On January 18, Martin Luther King Day, the Maryland Humanities Council recalls that we began our Dr. Martin Luther King, Jr.: Remembrance and Reconciliation special initiative in 2007 with the question “Where are we 40 years after Dr. King’s assassination?” As Marylanders looked back to consider Dr. King’s legacy and assess how far we have come–as individuals, as communities, and as a nation–our nation elected Barack Obama as President. When the first person of color took the oath of our nation’s highest office, we as a people felt uplifted that the scourge of racism had been ameliorated sufficiently to achieve this result.
In November 2009, at MHC’s culminating program for the Dr. King initiative, “Music of the Movement: A Sustaining Voice,” an audience member questioned if we today live in a post-racial society, now that Obama is President. Program participant Congressman John Lewis answered, “We have come very far since the days of the Civil Rights Movement in the 1960s. But too many people today are left out and left so far behind.

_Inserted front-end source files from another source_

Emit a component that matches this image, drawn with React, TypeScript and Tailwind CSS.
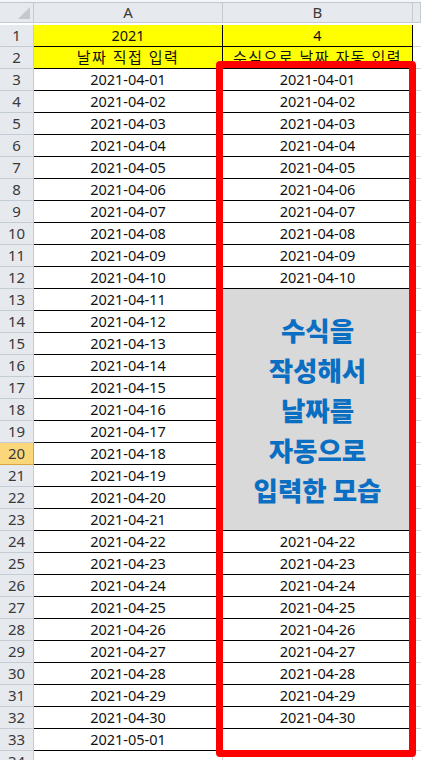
import React from "react";

const dates: string[] = [];
for (let d = 1; d <= 30; d++) dates.push(`2021-04-${String(d).padStart(2, "0")}`);
dates.push("2021-05-01");

const hdr = "border-r border-b border-[#c5cbd3] bg-[#e6e9ee] text-[#3a3a3a] flex items-center justify-center";

export default function App() {
  const rows: React.ReactNode[] = [];
  for (let r = 1; r <= 34; r++) {
    const isSel = r === 20;
    rows.push(
      <div
        key={`h${r}`}
        className={`border-r border-b flex items-center justify-center h-[22px] text-[15px] ${
          isSel ? "bg-[#fbd77c] border-[#d9a63c] text-[#3a3a3a]" : "bg-[#e6e9ee] border-[#c5cbd3] text-[#3a3a3a]"
        }`}
      >
        {r}
      </div>
    );
    let a = "";
    let b = "";
    let yellow = false;
    if (r === 1) {
      a = "2021";
      b = "4";
      yellow = true;
    } else if (r === 2) {
      a = "날짜 직접 입력";
      b = "수식으로 날짜 자동 입력";
      yellow = true;
    } else if (r <= 33) {
      a = dates[r - 3];
      const idx = r - 3;
      b = idx < 30 ? dates[idx] : "";
    }
    const kor = r === 2 ? "text-[15px] tracking-[1.5px]" : "";
    const bordered = r <= 33;
    rows.push(
      <div
        key={`a${r}`}
        className={`h-[22px] flex items-center justify-center whitespace-nowrap overflow-hidden border-r border-b ${kor} ${
          bordered ? "border-black" : "border-[#d4d4d4]"
        } ${yellow ? "bg-[#ffff00]" : "bg-white"}`}
      >
        {a}
      </div>
    );
    if (r === 13) {
      rows.push(
        <div
          key="merged"
          className="row-span-11 bg-[#d9d9d9] border-r border-b border-black flex flex-col items-center justify-center font-['Noto_Sans_CJK_KR',sans-serif] font-black text-[26.5px] leading-[40px] text-[#0a6fc2]"
        >
          <div>수식을</div>
          <div>작성해서</div>
          <div>날짜를</div>
          <div>자동으로</div>
          <div>입력한 모습</div>
        </div>
      );
    } else if (r < 13 || r > 23) {
      rows.push(
        <div
          key={`b${r}`}
          className={`h-[22px] flex items-center justify-center whitespace-nowrap overflow-hidden border-r border-b ${kor} ${
            bordered ? "border-black" : "border-[#d4d4d4]"
          } ${yellow ? "bg-[#ffff00]" : "bg-white"}`}
        >
          {b}
        </div>
      );
    }
    rows.push(<div key={`c${r}`} className="h-[22px] border-b border-[#d4d4d4] bg-white" />);
  }

  return (
    <div className="w-[421px] h-[760px] overflow-hidden bg-white relative font-['Noto_Sans','Noto_Sans_CJK_KR',sans-serif] text-[14.5px] text-[#111]">
      <div className="h-[3px] border-b border-[#c2c7cf] bg-[#f4f5f7]" />
      <div className="grid grid-cols-[34px_189px_190px_1fr] auto-rows-[22px]">
        <div className={`${hdr} h-[20px] relative`}>
          <div className="absolute right-[3px] bottom-[3px] w-0 h-0 border-l-[12px] border-l-transparent border-b-[12px] border-b-[#c4c9cf]" />
        </div>
        <div className={`${hdr} h-[20px] text-[15px]`}>A</div>
        <div className={`${hdr} h-[20px] text-[15px]`}>B</div>
        <div className={`${hdr} h-[20px]`} />
        {rows}
      </div>
      <div className="absolute left-[216px] top-[61px] w-[200px] h-[696px] border-[7px] border-[#ff0000] rounded-[4px]" />
    </div>
  );
}
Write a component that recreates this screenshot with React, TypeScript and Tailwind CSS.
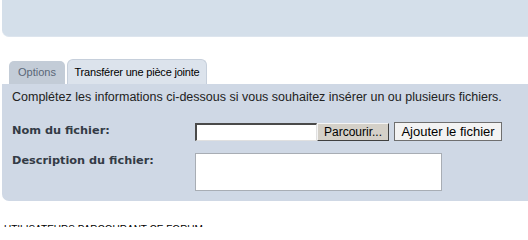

We have to continue to agitate, to push–we all have roles to play…”
As we continue to play out these roles, will we look back to the election of 2008 as a new defining moment in the long history of the struggle for racial equality? When MHC asks in 2048, “Where are we 40 years later?” will we view Obama’s election as a benchmark of success equal in symbolic importance to the 1968 assassination of Dr. King?
Let us know what you think.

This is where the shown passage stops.